『響 -HIBIKI-』 実はワナビ映画ではない

 素晴らしい才能に溢れているが人間性は最悪な少女が、小説を書く話。


 ヤンキーのたまり場になっていた文芸部を「暴力で」立て直し、部員を「暴力で」集め、先輩の本棚も「暴力で」整理する。


 文才は桁外れで、「JKごとき」とバカにしてきた老害を「小説だけで」黙らせるくらいの素晴らしい小説を書くらしい。


 どのような物語を書くのかは一切語られないので、響きがどんな小説を書くのかは不明。


 また暴力も「自分をバカにしてきたこと」はガマンできるが、「自分の周囲の人間を罵倒されたとき」には止まらないという特徴を持つ。

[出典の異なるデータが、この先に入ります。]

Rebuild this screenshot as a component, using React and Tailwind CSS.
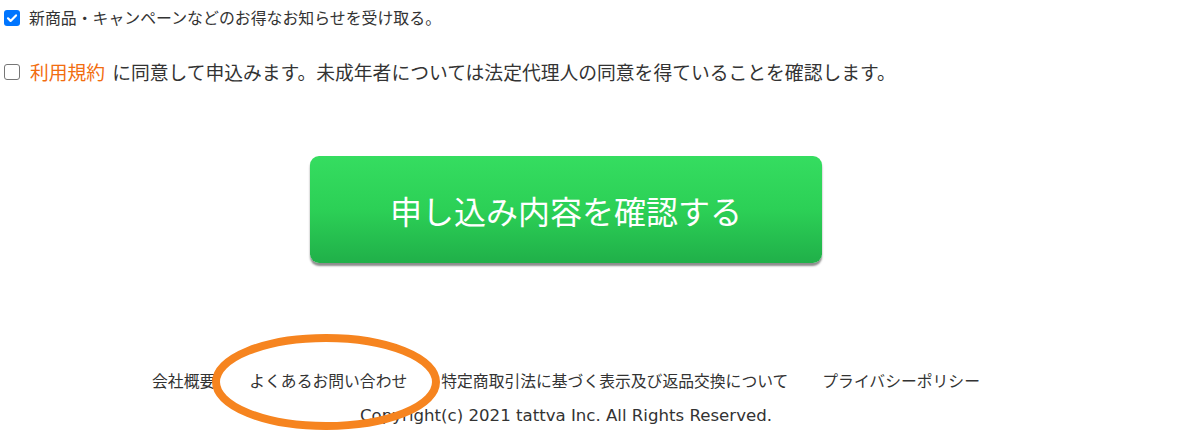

『君の膵臓をたべたい』の月川翔監督作品なので、安心して楽しめる作品だ。



 あと、すごく重要なのだが、実は彼女は「ワナビではない」。


 小説家を目指して書いているわけではなかった。

 新人賞に応募したのも、感想が聞きたかっただけなのだ。


「ネットで出せ」という応募要項をちゃんと読んでおらず、直筆原稿用紙で応募してしまったので、編集者に直接感想を聞く。ただし、感想を聞いたら電話を切ってそれっきり。


 どちらかというと、主人公の周りの方にワナビが集まっている。


 たとえば主人公の先輩は、『小説家ジュニア型ワナビ』である。

 彼女は小説家を父親に持ち、自分もなりたいと思ってネットにアップしている。

 それゆえに、主人公の文才に恐れを成していた。


 小栗旬さん扮する苦労人に見える作家は、『芥川作家ワナビ』である。

 描写がリアルで、彼は食べるために工事現場で作業をしている。

 四〇〇〇部も売れてそこそこ結果を出しているはずなのに、芥川を獲れず、落ち込みながら執筆している。


 また、主人公と同じ新人賞に出した青年は、『意識高い系ワナビ』である。

 ナルシストがすぎて周囲と衝突する。


 このように、主人公とは違って「負のベクトルに振り切れ」て暴力的な人間も出てくる。


 そういった人間たちが、主人公の持つ異才に影響されて変化していく様が面白い。